Here are some other tips that White suggests for successfully communicating with your virtual workforce:
One key part of communication is carving out connection time. This can be difficult when your employees or contractors are “out of sight.” To ensure they aren’t “out of mind” as well, Diane Gayeski, PhD, dean of the Roy H Park School of Communications at Ithaca College, recommends giving them significant face time as part of their on-boarding process.
Once they are up and running, Gayeski suggests keeping the connection open by having Skype run in the background on your computer and phone when you’re available. “Encourage remote workers to ‘drop in’ to talk to you on Skype like they would if they saw your office door open,” she says. “Don’t only have formal conversations.” Gayeski adds that video chats like Skype or Google Hangouts help both managers and employees to read each other’s body language and avoid multitasking while talking.
When connecting with remote staff and independent contractors, also be sensitive to time differences. “Don’t always schedule calls and meetings at the convenience of the head office,” says Gayeski. “Spend time at their location several times a year, and shadow them if possible.”
In addition to making sure that you and other key staff members connect with the remote workers in your group, White also recommends connecting them with other virtual employees and telecommuters. “This will ensure that they have someone besides you to talk to and ask questions.”
Show and Demand Commitment
Positive communication and connection can only occur in an environment of trust and respect that leads to ongoing commitment. Again, this needs to flow both ways—from the supervisor to employees, and back again.

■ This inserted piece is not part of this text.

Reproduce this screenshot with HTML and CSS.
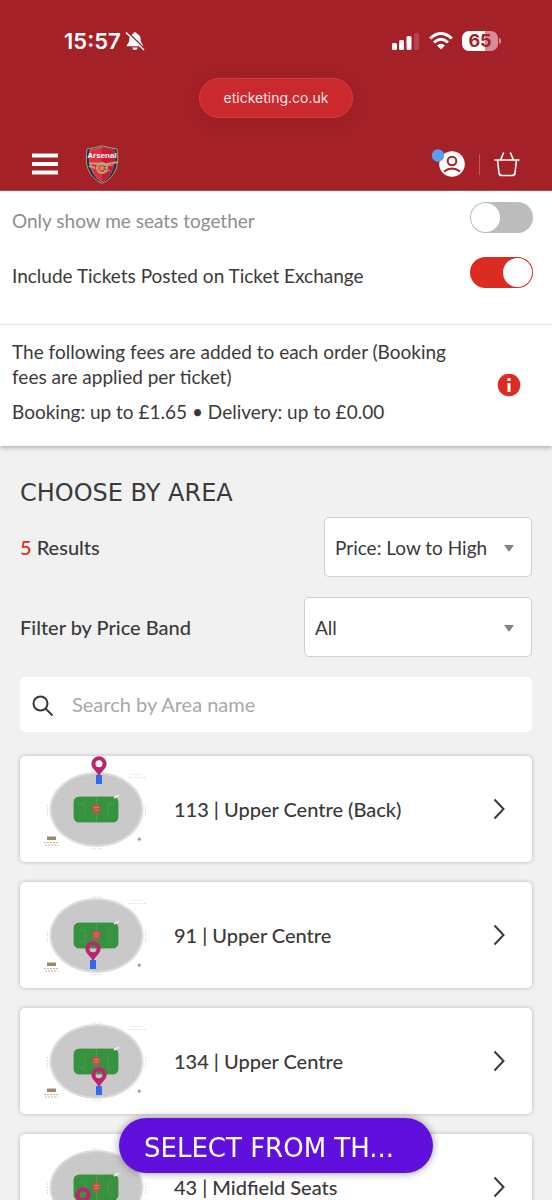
FILE: index.html
```
<!DOCTYPE html>
<html lang="en">
<head>
  <meta charset="UTF-8">
  <meta name="viewport" content="width=device-width, initial-scale=1.0">
  <title>Arsenal eTicketing</title>
  <link rel="stylesheet" href="styles.css">
</head>
<body>
  <!-- shared stadium drawing -->
  <svg class="defs" width="0" height="0" aria-hidden="true">
    <defs>
      <pattern id="seats" width="5" height="5" patternUnits="userSpaceOnUse">
        <path d="M0 0H5M0 0V5" stroke="#d0d0d2" stroke-width="0.6" fill="none"/>
      </pattern>
      <symbol id="stadium" viewBox="0 0 154 106">
        <ellipse cx="76.5" cy="53.500" rx="47" ry="37.500" fill="#dcdcdd"/>
        <ellipse cx="76.5" cy="53.500" rx="45" ry="35.500" fill="#c8c8c9"/>
        <ellipse cx="76.5" cy="53.500" rx="45" ry="35.500" fill="url(#seats)"/>
        <rect x="53" y="40" width="46" height="27" rx="6" fill="#d9dcd9"/>
        <rect x="53.5" y="40.500" width="45" height="26" rx="5.500" fill="#38913f"/>
        <path d="M76.500 41V66M59 48H65V60H59M94 48H88V60H94" stroke="#4f9f55" stroke-width="0.8" fill="none"/>
        <path d="M72.500 49.500Q76.300 47.500 80.200 49.500V53Q80 57 76.300 58.500Q72.500 56.500 72.500 53Z" fill="#c64f4c"/>
        <path d="M74 51.500H79M74.500 54H78.500" stroke="#dc8580" stroke-width="0.9"/>
        <path d="M94 42L99 39" stroke="#eeeeee" stroke-width="1.500"/>
        <path d="M71 15H82M71 92.500H82M27.500 49V60M125.500 49V60" stroke="#e2e2e2" stroke-width="1" stroke-dasharray="2 1"/>
        <path d="M112 18.500H122M109 21.500H126" stroke="#e4e4e4" stroke-width="1.200" stroke-dasharray="2 1"/>
        <rect x="27" y="80.500" width="9" height="3.500" fill="#9c8965"/>
        <path d="M24 86.500H39M25 89H38" stroke="#c4b79c" stroke-width="1.200" stroke-dasharray="2 1"/>
        <circle cx="119.300" cy="83.300" r="2.200" fill="#dddddd"/>
        <circle cx="119.300" cy="83.300" r="1" fill="#777777"/>
      </symbol>
      <symbol id="pin" viewBox="0 0 16 30" overflow="visible">
        <rect x="5" y="19" width="6" height="9" fill="#2f6bf0"/>
        <path d="M8 0.200A7.600 7.600 0 0 0 0.400 7.800C0.400 12.500 5.500 15 8 20.500C10.500 15 15.600 12.500 15.600 7.800A7.600 7.600 0 0 0 8 0.200ZM8 4.200A3.500 3.500 0 1 1 8 11.200A3.500 3.500 0 1 1 8 4.200Z" fill="#be246c" fill-rule="evenodd"/>
      </symbol>
    </defs>
  </svg>

  <div class="page">
    <header class="header">
      <div class="status-bar">
        <div class="status-left">
          <span class="time">15:57</span>
          <svg width="20" height="20" viewBox="0 0 20 20">
            <path d="M10 1.300C10.900 1.300 11.700 1.900 11.900 2.700C14.600 3.500 15.700 5.900 15.700 8.500C15.700 12.200 18.200 13.100 18.200 15.200H1.800C1.800 13.100 4.300 12.200 4.300 8.500C4.300 5.900 5.400 3.500 8.100 2.700C8.300 1.900 9.100 1.300 10 1.300Z" fill="#fff"/>
            <path d="M7.200 16.500H12.800Q12.300 19 10 19T7.200 16.500Z" fill="#fff"/>
            <path d="M2 0.500L20 18" stroke="#a32127" stroke-width="1.600"/>
            <path d="M1 1.500L19 19" stroke="#fff" stroke-width="1.500"/>
          </svg>
        </div>
        <div class="status-right">
          <svg width="28" height="20" viewBox="0 0 28 20">
            <rect x="0" y="12" width="5" height="7" rx="1.500" fill="#fff"/>
            <rect x="7" y="9" width="5" height="10" rx="1.500" fill="#fff"/>
            <rect x="14.500" y="5" width="5" height="14" rx="1.500" fill="#fff"/>
            <rect x="22" y="2" width="5" height="17" rx="1.500" fill="#b8424d"/>
          </svg>
          <svg width="24" height="20" viewBox="0 0 24 20">
            <g fill="none" stroke="#fff" stroke-width="3">
              <path d="M1.200 7.500Q12-2.500 22.800 7.500"/>
              <path d="M5 11.500Q12 5 19 11.500"/>
            </g>
            <path d="M8 14.500Q12 11.200 16 14.500L12 18.600Z" fill="#fff"/>
          </svg>
          <div class="battery"><span>65</span></div>
        </div>
      </div>
      <a class="address" href="#">eticketing.co.uk</a>
      <nav class="nav">
        <button class="icon-btn menu-btn" type="button" aria-label="Menu">
          <svg width="26" height="22" viewBox="0 0 26 22"><path d="M0 2.500H26M0 11H26M0 19.500H26" stroke="#fff" stroke-width="4"/></svg>
        </button>
        <a class="logo" href="#" aria-label="Home">
          <svg width="34" height="39" viewBox="0 0 34 39">
            <path d="M2 4Q9 3 17 0.800Q25 3 32 4Q34 16 31 24Q27 34 17 38.300Q7 34 3 24Q0 16 2 4Z" fill="#1d2c58" stroke="#b89a6c" stroke-width="1"/>
            <path d="M5 5Q11 4 17 2Q23 4 29 5Q31 15 28 23Q25 32 17 37Q9 32 6 23Q3 15 5 5Z" fill="#dc3040" stroke="#dc9c91" stroke-width="0.600"/>
            <path d="M17 2Q23 4 29 5Q31 15 28 23Q25 32 17 37Z" fill="#c41d33"/>
            <text class="logo-text" x="17" y="13" text-anchor="middle">Arsenal</text>
            <g fill="none" stroke="#c0a572" stroke-width="2">
              <path d="M4 18.500H12L20 19.500L33 17M4 21L10 23"/>
              <circle cx="17" cy="23" r="5"/>
              <path d="M12 23H22M17 18V28M13.500 19.500L20.500 26.500M20.500 19.500L13.500 26.500M21 21L28 20M20 27L25 25" stroke-width="1"/>
            </g>
          </svg>
        </a>
        <div class="nav-right">
          <button class="icon-btn" type="button" aria-label="Account">
            <svg width="34" height="30" viewBox="0 0 34 30">
              <circle cx="21" cy="15" r="12.800" fill="#fff"/>
              <circle cx="21" cy="12" r="4.300" fill="none" stroke="#a32127" stroke-width="2"/>
              <path d="M13 22.500Q21 16.500 29 22.500" fill="none" stroke="#a32127" stroke-width="2"/>
              <circle cx="7" cy="6.500" r="6.200" fill="#5b9cf4"/>
            </svg>
          </button>
          <span class="divider"></span>
          <button class="icon-btn" type="button" aria-label="Basket">
            <svg width="26" height="26" viewBox="0 0 26 26" fill="none" stroke="#fff" stroke-width="1.600" stroke-linecap="round" stroke-linejoin="round">
              <path d="M1 9H25M6.500 9L9.500 2M19.500 9L16.500 2M3.500 9L5 22Q5.400 24.500 8 24.500H18Q20.600 24.500 21 22L22.500 9"/>
            </svg>
          </button>
        </div>
      </nav>
    </header>

    <section class="options">
      <div class="option disabled">
        <label for="together">Only show me seats together</label>
        <input class="toggle" type="checkbox" id="together">
      </div>
      <div class="option">
        <label for="exchange">Include Tickets Posted on Ticket Exchange</label>
        <input class="toggle" type="checkbox" id="exchange" checked>
      </div>
    </section>

    <section class="fees">
      <div class="fees-text">
        <p>The following fees are added to each order (Booking fees are applied per ticket)</p>
        <p>Booking: up to £1.65 • Delivery: up to £0.00</p>
      </div>
      <button class="icon-btn" type="button" aria-label="Fee information">
        <svg width="24" height="24" viewBox="0 0 24 24">
          <circle cx="12" cy="12" r="11.300" fill="#dc2b20"/>
          <path d="M12 5V8M12 10V19" stroke="#fff" stroke-width="3"/>
        </svg>
      </button>
    </section>

    <main class="areas">
      <h1>CHOOSE BY AREA</h1>
      <div class="row">
        <label for="sort"><span class="count">5</span> Results</label>
        <div class="select select-sort">
          <select id="sort"><option>Price: Low to High</option></select>
        </div>
      </div>
      <div class="row">
        <label for="band">Filter by Price Band</label>
        <div class="select select-band">
          <select id="band"><option>All</option></select>
        </div>
      </div>
      <div class="search">
        <svg width="22" height="22" viewBox="0 0 22 22" fill="none" stroke="#3a3a3a" stroke-width="2"><circle cx="8.500" cy="9.500" r="7"/><path d="M13.500 14.500L20.500 21.500"/></svg>
        <input type="text" placeholder="Search by Area name" aria-label="Search by Area name">
      </div>

      <div class="area-list">
        <a class="area" href="#">
          <svg class="map" viewBox="0 0 154 106"><use href="#stadium"/><use href="#pin" x="71" y="0" width="16" height="30"/></svg>
          <span class="area-name">113 | Upper Centre (Back)</span>
          <svg class="chevron" viewBox="0 0 12 22"><path d="M1.500 1.500L10.500 11L1.500 20.500"/></svg>
        </a>
        <a class="area" href="#">
          <svg class="map" viewBox="0 0 154 106"><use href="#stadium"/><use href="#pin" x="65" y="59" width="16" height="30"/></svg>
          <span class="area-name">91 | Upper Centre</span>
          <svg class="chevron" viewBox="0 0 12 22"><path d="M1.500 1.500L10.500 11L1.500 20.500"/></svg>
        </a>
        <a class="area" href="#">
          <svg class="map" viewBox="0 0 154 106"><use href="#stadium"/><use href="#pin" x="71" y="59" width="16" height="30"/></svg>
          <span class="area-name">134 | Upper Centre</span>
          <svg class="chevron" viewBox="0 0 12 22"><path d="M1.500 1.500L10.500 11L1.500 20.500"/></svg>
        </a>
        <a class="area" href="#">
          <svg class="map" viewBox="0 0 154 106"><use href="#stadium"/><use href="#pin" x="55" y="53" width="16" height="30"/></svg>
          <span class="area-name">43 | Midfield Seats</span>
          <svg class="chevron" viewBox="0 0 12 22"><path d="M1.500 1.500L10.500 11L1.500 20.500"/></svg>
        </a>
      </div>
    </main>

    <button class="map-btn" type="button">SELECT FROM TH...</button>
  </div>
</body>
</html>
```
FILE: styles.css
```
* {
  box-sizing: border-box;
}
body {
  margin: 0;
  font-family: Lato, "Liberation Sans", sans-serif;
  font-size: 20px;
  line-height: 25px;
  color: #3a3a3a;
  background: #f1f1f1;
}
h1, p {
  margin: 0;
}
svg {
  display: block;
  flex: none;
}
.defs {
  position: absolute;
}
.page {
  height: 100vh;
  display: flex;
  flex-direction: column;
  overflow: hidden;
}

/* header */
.header {
  flex: none;
  background: #a32127;
  border-bottom: 1px solid #a84a4e;
}
.status-bar {
  display: flex;
  justify-content: space-between;
  align-items: center;
  padding: 28px 51px 24px 64px;
}
.status-left, .status-right {
  display: flex;
  align-items: center;
}
.status-left {
  gap: 4px;
}
.status-right {
  gap: 9px;
}
.time {
  font-family: Inter, sans-serif;
  font-size: 22px;
  font-weight: 600;
  line-height: 26px;
  color: #fff;
}
.battery {
  position: relative;
  width: 36px;
  height: 20px;
  margin-right: 3px;
  border-radius: 7px;
  background: linear-gradient(90deg, #fff 65%, #d98c95 65%);
  font-family: Inter, sans-serif;
  font-size: 18px;
  font-weight: 700;
  line-height: 20px;
  text-align: center;
  color: #a32127;
}
.battery::after {
  content: "";
  position: absolute;
  right: -3px;
  top: 7px;
  width: 2px;
  height: 6px;
  border-radius: 0 2px 2px 0;
  background: #d98c95;
}
.address {
  display: block;
  width: 154px;
  margin: 0 auto;
  border: 1px solid #dc3840;
  border-radius: 20px;
  background: #ca292d;
  box-shadow: 0 4px 16px rgba(120, 20, 30, 0.15);
  font-family: Inter, sans-serif;
  font-size: 14px;
  line-height: 38px;
  text-align: center;
  text-decoration: none;
  color: #fbe4e4;
}
.nav {
  display: flex;
  align-items: center;
  height: 52px;
  margin-top: 20px;
  padding: 0 32px;
}
.icon-btn {
  flex: none;
  padding: 0;
  border: none;
  background: none;
  cursor: pointer;
}
.logo {
  margin-left: 27px;
}
.logo-text {
  font-family: "Liberation Sans", sans-serif;
  font-size: 8px;
  font-weight: bold;
  fill: #fff;
}
.nav-right {
  display: flex;
  align-items: center;
  gap: 14px;
  margin-left: auto;
}
.divider {
  width: 1px;
  height: 21px;
  background: #c25a60;
}

/* options and fees */
.options {
  flex: none;
  display: flex;
  flex-direction: column;
  gap: 24px;
  padding: 11px 19px 36px 12px;
  background: #fff;
  border-bottom: 1px solid #ececec;
  font-size: 19px;
}
.option {
  display: flex;
  justify-content: space-between;
}
.option label {
  padding-top: 6px;
}
.disabled {
  color: #8e8e8e;
}
.toggle {
  appearance: none;
  width: 63px;
  height: 31px;
  margin: 0;
  padding: 1px;
  border-radius: 16px;
  background: #bcbcbc;
  cursor: pointer;
}
.toggle::before {
  content: "";
  display: block;
  width: 29px;
  height: 29px;
  border-radius: 50%;
  background: #fff;
}
.toggle:checked {
  background: #dc2b20;
}
.toggle:checked::before {
  margin-left: auto;
}
.fees {
  flex: none;
  display: flex;
  align-items: center;
  gap: 34px;
  padding: 14px 31px 22px 12px;
  background: #fff;
  box-shadow: 0 2px 4px rgba(0, 0, 0, 0.25);
  font-size: 19px;
  z-index: 1;
}
.fees .icon-btn {
  padding-top: 6px;
}
.fees-text {
  display: flex;
  flex: 1;
  flex-direction: column;
  gap: 10px;
}

/* areas */
.areas {
  flex: 1;
  display: flex;
  flex-direction: column;
  gap: 20px;
  min-height: 0;
  padding: 35px 20px 0;
  overflow-y: auto;
  scrollbar-width: none;
}
h1 {
  margin-bottom: -9px;
  font-family: "DejaVu Sans", sans-serif;
  font-size: 24px;
  font-weight: normal;
  line-height: 25px;
}
.row {
  display: flex;
  justify-content: space-between;
  align-items: center;
  font-weight: 500;
}
.count {
  color: #dc2b20;
}
.select {
  position: relative;
}
.select::after {
  content: "";
  position: absolute;
  top: 28px;
  right: 18px;
  border: 5px solid transparent;
  border-top: 7px solid #858585;
  border-bottom: none;
  pointer-events: none;
}
.select-sort {
  width: 208px;
}
.select-band {
  width: 228px;
}
.select select {
  appearance: none;
  display: block;
  width: 100%;
  height: 60px;
  padding: 0 10px;
  border: 1px solid #cfcfcf;
  border-radius: 5px;
  background: #fff;
  font: inherit;
  font-size: 19px;
  font-weight: 400;
  color: #3a3a3a;
}
.search {
  display: flex;
  flex: none;
  align-items: center;
  gap: 16px;
  height: 55px;
  padding: 0 12px;
  border-radius: 5px;
  background: #fff;
}
.search input {
  flex: 1;
  min-width: 0;
  border: none;
  outline: none;
  background: none;
  font: inherit;
}
.search input::placeholder {
  color: #a8a8a8;
}
.area-list {
  display: flex;
  flex-direction: column;
  gap: 20px;
  margin-top: 4px;
}
.area {
  display: flex;
  align-items: center;
  height: 106px;
  padding-right: 27px;
  border-radius: 5px;
  background: #fff;
  box-shadow: 0 0 4px rgba(0, 0, 0, 0.25);
  font-weight: 500;
  text-decoration: none;
  color: #3a3a3a;
}
.map {
  width: 154px;
  height: 106px;
}
.area-name {
  flex: 1;
}
.chevron {
  width: 12px;
  height: 22px;
  fill: none;
  stroke: #3a3a3a;
  stroke-width: 2;
}

.map-btn {
  position: fixed;
  left: 119px;
  right: 119px;
  bottom: 27px;
  height: 55px;
  padding: 4px 25px 0;
  border: none;
  border-radius: 28px;
  background: #610fdd;
  box-shadow: 0 0 8px rgba(0, 0, 0, 0.4);
  font-family: "DejaVu Sans", sans-serif;
  font-size: 26px;
  text-align: left;
  white-space: nowrap;
  color: #fff;
  z-index: 2;
  cursor: pointer;
}
```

Lawrence Polsky, managing partner at PeopleNRG.com, notes that not everyone is cut out to work virtually. Some may lack the skills or maturity to succeed with a remote arrangement. If you’ve been struggling to achieve flow with the first two “C’s,” you may need to consider whether your virtual employee is right for the job.
“Average employees don’t cut it virtually,” says Polsky. “The lesson for every leader is this: the same person who can get work done with you down the hall may not be able to succeed virtually. You need to step up your expectations—and sometimes your hiring—to get the right people to succeed in a virtual team.”
By the same token, it makes sense to evaluate your own abilities as a virtual leader. The problem may lie with your techniques rather than your remote team’s abilities. Revisit the tactics suggested in the two “C’s” above—communication and commitment—and ensure that you’re doing everything you can to ensure your remote workers will be successful.
Once you’ve confirmed the commitment of your virtual staff as well as your own, remember to take the time to show it. Ashley Horton, vice-president and national events director for The Anthem Group, which operates in a virtual work environment, finds it important to connect with employees on a personal level. As someone who has worked remotely over the years herself, Horton specifically gives her virtual team advice on what techniques have worked for her.
“Individuals not used to working from home may have a tough time adjusting,” says Horton. “So if upper-level management is able to facilitate the process, it makes it easier for everyone and increases overall productivity of the company.”